◆ **Records for this task**:

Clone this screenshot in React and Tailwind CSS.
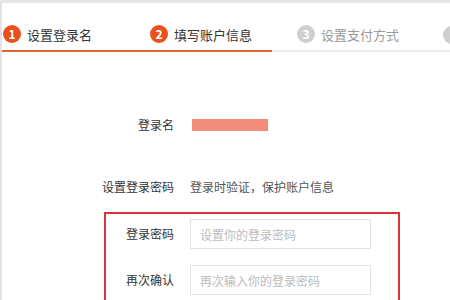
const font = { fontFamily: '"Noto Sans CJK SC", "Liberation Sans", sans-serif' };

function Step({ n, label, active, width }) {
  return (
    <div className={`flex items-center gap-[6px] ${width}`}>
      <span
        className={`flex h-[18px] w-[18px] shrink-0 items-center justify-center rounded-full text-[12px] font-bold text-white ${
          active ? "bg-[#e9501c]" : "bg-[#cfcfcf]"
        }`}
      >
        {n}
      </span>
      {label && (
        <span className={`text-[13px] ${active ? "text-[#333]" : "text-[#999]"}`}>{label}</span>
      )}
    </div>
  );
}

export default function App() {
  return (
    <div className="h-[300px] w-[450px] overflow-hidden bg-white" style={font}>
      <div className="h-[3px] bg-[#e6e6e6]" />
      <div className="flex h-[297px] border-l-2 border-[#e3e3e3]">
        <div className="flex-1">
          {/* 步骤 */}
          <div className="flex h-[47px] items-end pb-[6px] pl-[1px]">
            <Step n="1" label="设置登录名" active width="w-[147px]" />
            <Step n="2" label="填写账户信息" active width="w-[147px]" />
            <Step n="3" label="设置支付方式" width="w-[146px]" />
            <Step n="" label="" width="w-[20px]" />
          </div>
          <div className="flex h-[2px]">
            <div className="w-[270px] bg-[#e0662f]" />
            <div className="flex-1 bg-[#ececec]" />
          </div>

          {/* 登录名 */}
          <div className="mt-[64px] flex items-center">
            <div className="w-[172px] text-right text-[12px] text-[#333]">登录名</div>
            <div className="ml-[18px] h-[12px] w-[76px] bg-[#f28d7b]" />
          </div>

          {/* 设置登录密码 */}
          <div className="mt-[44px] flex items-center">
            <div className="w-[172px] text-right text-[12px] text-[#333]">设置登录密码</div>
            <div className="ml-[16px] text-[12px] text-[#555]">登录时验证，保护账户信息</div>
          </div>

          {/* 密码框 */}
          <div className="ml-[102px] mt-[16px] w-[296px] border-2 border-[#d9363b] pt-[5px] pb-[10px]">
            <div className="flex items-center">
              <div className="w-[68px] text-right text-[12px] text-[#333]">登录密码</div>
              <input
                className="ml-[16px] h-[30px] w-[181px] border border-[#e2e2e2] px-[9px] text-[12px] outline-none placeholder:text-[#bbb]"
                placeholder="设置你的登录密码"
                style={font}
              />
            </div>
            <div className="mt-[16px] flex items-center">
              <div className="w-[68px] text-right text-[12px] text-[#333]">再次确认</div>
              <input
                className="ml-[16px] h-[30px] w-[181px] border border-[#e2e2e2] px-[9px] text-[12px] outline-none placeholder:text-[#bbb]"
                placeholder="再次输入你的登录密码"
                style={font}
              />
            </div>
          </div>
        </div>
      </div>
    </div>
  );
}
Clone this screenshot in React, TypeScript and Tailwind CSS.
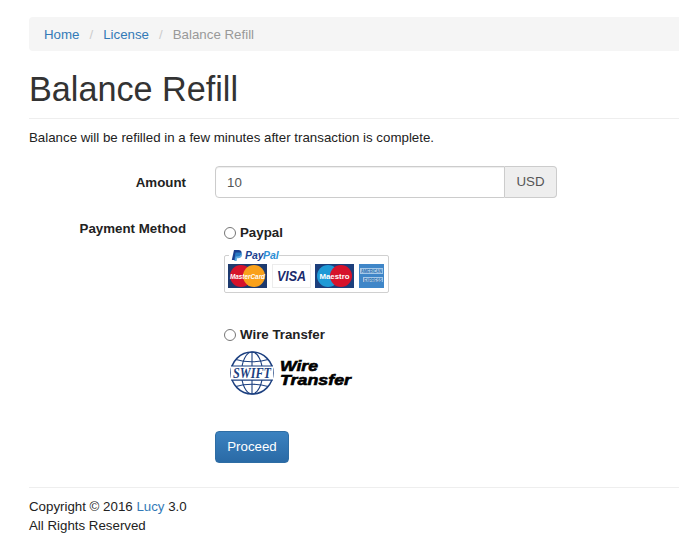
const FONT = "font-['Liberation_Sans',Arial,sans-serif]";

function PaypalBadge() {
  return (
    <svg width="166" height="46" viewBox="0 0 166 46" className="block">
      <rect x="0.5" y="6.5" width="164" height="37" rx="1.5" fill="#fff" stroke="#d0d0d0" />
      <rect x="5" y="0" width="50" height="14" fill="#fff" />
      <path d="M10 1h4.500c2.400 0 3.400 1.400 3 3.200-.5 2.300-2.200 3.300-4.400 3.300h-1.400l-.7 3.500H7.800z" fill="#1a3f8f" />
      <path d="M11.500 3.500h4.500c1.500 0 2.400 1 2 2.800-.5 2.200-2 3-3.700 3h-1.200l-.5 2.800H10.200z" fill="#2d8fd5" opacity="0.75" />
      <text x="21" y="10" fontFamily="'Liberation Sans',Arial,sans-serif" fontSize="10.500" fontWeight="700" fontStyle="italic" fill="#1a3f8f">Pay</text>
      <text x="39" y="10" fontFamily="'Liberation Sans',Arial,sans-serif" fontSize="10.500" fontWeight="700" fontStyle="italic" fill="#2d8fd5">Pal</text>

      <rect x="4" y="15" width="39" height="24" fill="#1d3a6e" />
      <circle cx="17" cy="27" r="11" fill="#d6122b" />
      <circle cx="30" cy="27" r="11" fill="#f9a11b" />
      <text x="23.500" y="30" textAnchor="middle" fontFamily="'Liberation Sans',Arial,sans-serif" fontSize="8" fontWeight="700" fontStyle="italic" fill="#fff" textLength="35" lengthAdjust="spacingAndGlyphs">MasterCard</text>

      <rect x="48.500" y="15.500" width="38" height="23" fill="#fff" stroke="#ececec" />
      <text x="67.500" y="32" textAnchor="middle" fontFamily="'Liberation Sans',Arial,sans-serif" fontSize="15" fontWeight="700" fontStyle="italic" fill="#1a2a6c" textLength="29" lengthAdjust="spacingAndGlyphs">VISA</text>

      <rect x="91" y="15" width="39" height="24" fill="#1c3f7c" />
      <circle cx="104" cy="27" r="11" fill="#1f9ad6" />
      <circle cx="117" cy="27" r="11" fill="#d6122b" />
      <text x="110.500" y="30" textAnchor="middle" fontFamily="'Liberation Sans',Arial,sans-serif" fontSize="8" fontWeight="700" fill="#fff" textLength="30" lengthAdjust="spacingAndGlyphs">Maestro</text>

      <rect x="135" y="15" width="25" height="24" fill="#3f86c8" />
      <rect x="136" y="19" width="23" height="6" fill="#a5c8e8" />
      <rect x="139" y="28" width="20" height="5" fill="#a5c8e8" />
      <text x="147.500" y="24" textAnchor="middle" fontFamily="'Liberation Sans',Arial,sans-serif" fontSize="5" fontWeight="700" fill="#2d6fae" textLength="21" lengthAdjust="spacingAndGlyphs">AMERICAN</text>
      <text x="149" y="32.500" textAnchor="middle" fontFamily="'Liberation Sans',Arial,sans-serif" fontSize="5" fontWeight="700" fill="#2d6fae" textLength="18" lengthAdjust="spacingAndGlyphs">EXPRESS</text>
    </svg>
  );
}

function SwiftBadge() {
  return (
    <svg width="130" height="48" viewBox="0 0 130 48" className="block">
      <g fill="none" stroke="#1d4080" strokeWidth="1.100">
        <circle cx="28" cy="23" r="21" strokeWidth="1.500" />
        <ellipse cx="28" cy="23" rx="10.500" ry="21" />
        <path d="M28 2v42" />
        <path d="M12 9.500c9 3 23 3 32 0M12 36.500c9-3 23-3 32 0M8 16.500h40M8 30h40" />
      </g>
      <rect x="7" y="16" width="42" height="14" fill="#fff" />
      <path d="M7 16h42M7 30h42" stroke="#1d4080" strokeWidth="1" />
      <text x="28" y="28" textAnchor="middle" fontFamily="'Liberation Serif','Times New Roman',serif" fontSize="15" fontWeight="700" fontStyle="italic" fill="#1d4080" textLength="38" lengthAdjust="spacingAndGlyphs">SWIFT</text>
      <text x="56" y="21" fontFamily="'Liberation Sans',Arial,sans-serif" fontSize="15" fontWeight="700" fontStyle="italic" fill="#000" stroke="#000" strokeWidth="0.6" textLength="38" lengthAdjust="spacingAndGlyphs">Wire</text>
      <text x="56" y="35" fontFamily="'Liberation Sans',Arial,sans-serif" fontSize="15" fontWeight="700" fontStyle="italic" fill="#000" stroke="#000" strokeWidth="0.6" textLength="71" lengthAdjust="spacingAndGlyphs">Transfer</text>
    </svg>
  );
}

function PaymentOption({ label, children }: { label: string; children: React.ReactNode }) {
  return (
    <div>
      <label className="flex h-5 items-center font-bold">
        <input type="radio" name="method" className="m-0 mr-[4px] h-[12px] w-[12px]" />
        {label}
      </label>
      {children}
    </div>
  );
}

export default function App() {
  return (
    <div className={`${FONT} h-[545px] w-[679px] overflow-hidden bg-white pl-[29px] pt-[17px] text-[13.3px] leading-5 text-[#222]`}>
      <ol className="flex h-[34px] items-center rounded-l-[4px] bg-[#f5f5f5] px-[15px] pt-[1px]">
        <li><a className="text-[#337ab7]">Home</a></li>
        <li className="px-[10px] text-[#ccc]">/</li>
        <li><a className="text-[#337ab7]">License</a></li>
        <li className="px-[10px] text-[#ccc]">/</li>
        <li className="text-[#999]">Balance Refill</li>
      </ol>

      <div className="mt-[17px] border-b border-[#eee] pb-[8px]">
        <h1 className="text-[34.2px] font-normal leading-[42px] text-[#333]">Balance Refill</h1>
      </div>

      <p className="mt-[9px] h-5">Balance will be refilled in a few minutes after transaction is complete.</p>

      <div className="mt-[18px] flex items-center">
        <label className="w-[157px] pt-[1px] text-right font-bold">Amount</label>
        <div className="ml-[29px] flex h-[32px] w-[342px]">
          <input
            readOnly
            value="10"
            className="h-full w-[290px] rounded-l-[4px] border border-[#ccc] px-[11px] text-[13.3px] text-[#555] shadow-[inset_0_1px_1px_rgba(0,0,0,0.075)] outline-none"
          />
          <span className="flex w-[52px] items-center justify-center rounded-r-[4px] border border-l-0 border-[#ccc] bg-[#eee] text-[#555]">USD</span>
        </div>
      </div>

      <div className="mt-[20px] flex">
        <label className="w-[157px] pt-[1px] text-right font-bold">Payment Method</label>
        <div className="ml-[38px] pt-[5px]">
          <PaymentOption label="Paypal">
            <div className="mt-[6px]"><PaypalBadge /></div>
          </PaymentOption>
          <div className="mt-[30px]">
            <PaymentOption label="Wire Transfer">
              <div className="mt-[5px]"><SwiftBadge /></div>
            </PaymentOption>
          </div>
        </div>
      </div>

      <button className="ml-[186px] mt-[33px] block h-[32px] w-[74px] rounded-[4px] border border-[#2e6da4] bg-gradient-to-b from-[#3b82c0] to-[#2a6aa6] text-[13.3px] text-white">
        Proceed
      </button>

      <div className="mt-[24px] border-t border-[#eee] pt-[9px] leading-[19px]">
        <p>Copyright © 2016 <a className="text-[#337ab7]">Lucy</a> 3.0</p>
        <p>All Rights Reserved</p>
      </div>
    </div>
  );
}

◆ **Task goal**:
From the data, pick out every line that includes "Tailwind".

◆ **Result of this task**:
Clone this screenshot in React and Tailwind CSS.
Clone this screenshot in React, TypeScript and Tailwind CSS.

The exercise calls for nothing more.